Exercise goal: Locate every line below that contains the word "this" and copy it.

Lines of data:
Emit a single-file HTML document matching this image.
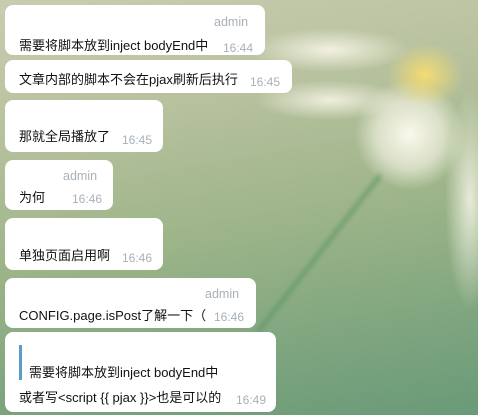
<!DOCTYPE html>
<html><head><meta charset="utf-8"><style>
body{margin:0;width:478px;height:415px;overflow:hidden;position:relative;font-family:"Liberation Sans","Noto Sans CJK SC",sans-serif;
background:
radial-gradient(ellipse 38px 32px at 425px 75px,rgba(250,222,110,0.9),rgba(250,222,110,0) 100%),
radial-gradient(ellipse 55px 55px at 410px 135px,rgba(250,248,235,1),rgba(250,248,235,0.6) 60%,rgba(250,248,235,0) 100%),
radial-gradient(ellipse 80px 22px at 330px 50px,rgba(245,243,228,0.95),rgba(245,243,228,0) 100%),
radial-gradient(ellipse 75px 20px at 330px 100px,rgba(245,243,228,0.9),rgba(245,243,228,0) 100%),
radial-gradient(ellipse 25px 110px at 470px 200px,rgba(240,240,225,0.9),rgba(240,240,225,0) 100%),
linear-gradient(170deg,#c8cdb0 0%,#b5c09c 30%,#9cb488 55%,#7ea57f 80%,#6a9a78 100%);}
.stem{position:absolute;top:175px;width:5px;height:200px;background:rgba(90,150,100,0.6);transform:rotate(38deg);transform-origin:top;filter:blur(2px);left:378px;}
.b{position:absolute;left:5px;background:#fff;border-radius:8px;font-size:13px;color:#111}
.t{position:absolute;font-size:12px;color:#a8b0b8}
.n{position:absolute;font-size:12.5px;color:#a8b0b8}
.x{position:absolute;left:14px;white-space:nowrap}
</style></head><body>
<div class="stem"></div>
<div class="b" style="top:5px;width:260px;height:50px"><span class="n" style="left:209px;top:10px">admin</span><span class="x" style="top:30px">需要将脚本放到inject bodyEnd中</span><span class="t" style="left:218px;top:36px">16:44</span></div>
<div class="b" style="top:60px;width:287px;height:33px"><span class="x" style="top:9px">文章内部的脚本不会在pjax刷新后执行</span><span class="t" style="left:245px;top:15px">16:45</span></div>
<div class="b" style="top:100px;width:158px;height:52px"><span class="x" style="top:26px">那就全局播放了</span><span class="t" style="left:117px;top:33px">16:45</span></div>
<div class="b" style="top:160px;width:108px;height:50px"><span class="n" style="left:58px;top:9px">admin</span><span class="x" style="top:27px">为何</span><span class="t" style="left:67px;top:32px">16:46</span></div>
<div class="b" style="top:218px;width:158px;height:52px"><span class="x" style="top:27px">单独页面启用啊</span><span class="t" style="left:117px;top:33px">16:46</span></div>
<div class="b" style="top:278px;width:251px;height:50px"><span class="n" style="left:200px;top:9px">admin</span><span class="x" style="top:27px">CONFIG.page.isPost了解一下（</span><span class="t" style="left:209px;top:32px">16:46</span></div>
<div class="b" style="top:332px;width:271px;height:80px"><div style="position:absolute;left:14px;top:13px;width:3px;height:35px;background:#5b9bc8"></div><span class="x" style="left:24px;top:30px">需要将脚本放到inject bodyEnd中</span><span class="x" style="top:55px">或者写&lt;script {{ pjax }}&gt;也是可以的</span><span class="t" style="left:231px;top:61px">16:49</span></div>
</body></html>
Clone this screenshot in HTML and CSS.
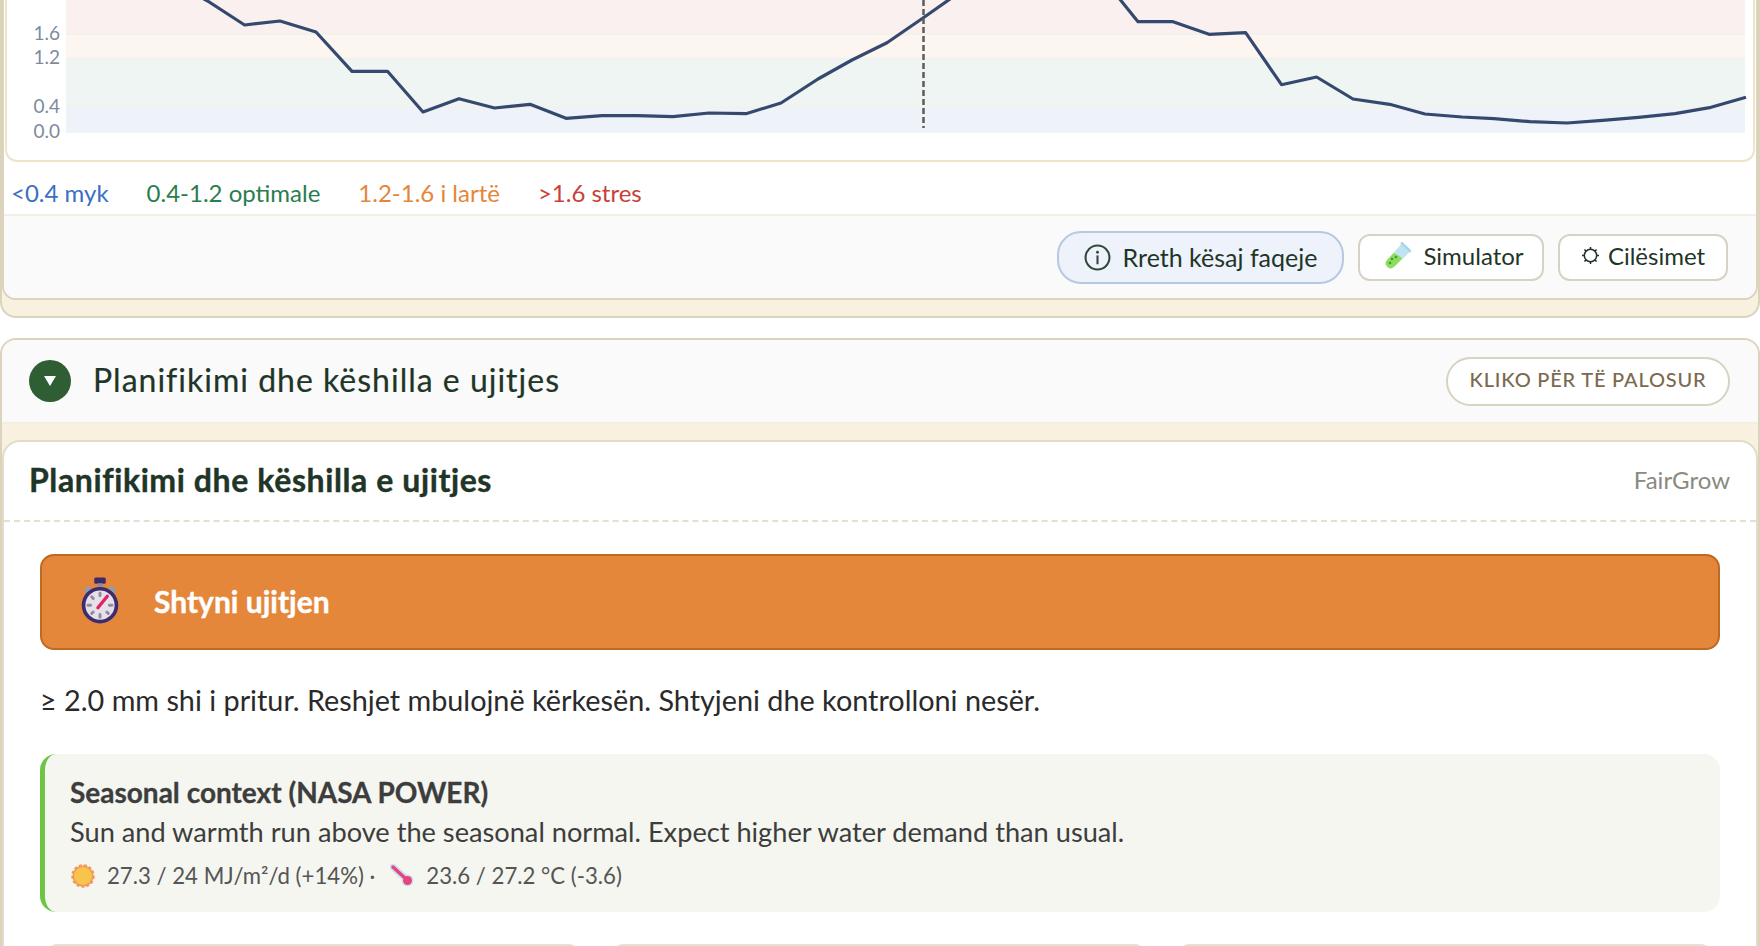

Task answer:
Emit a single-file HTML document matching this image.
Clone this screenshot in HTML and CSS.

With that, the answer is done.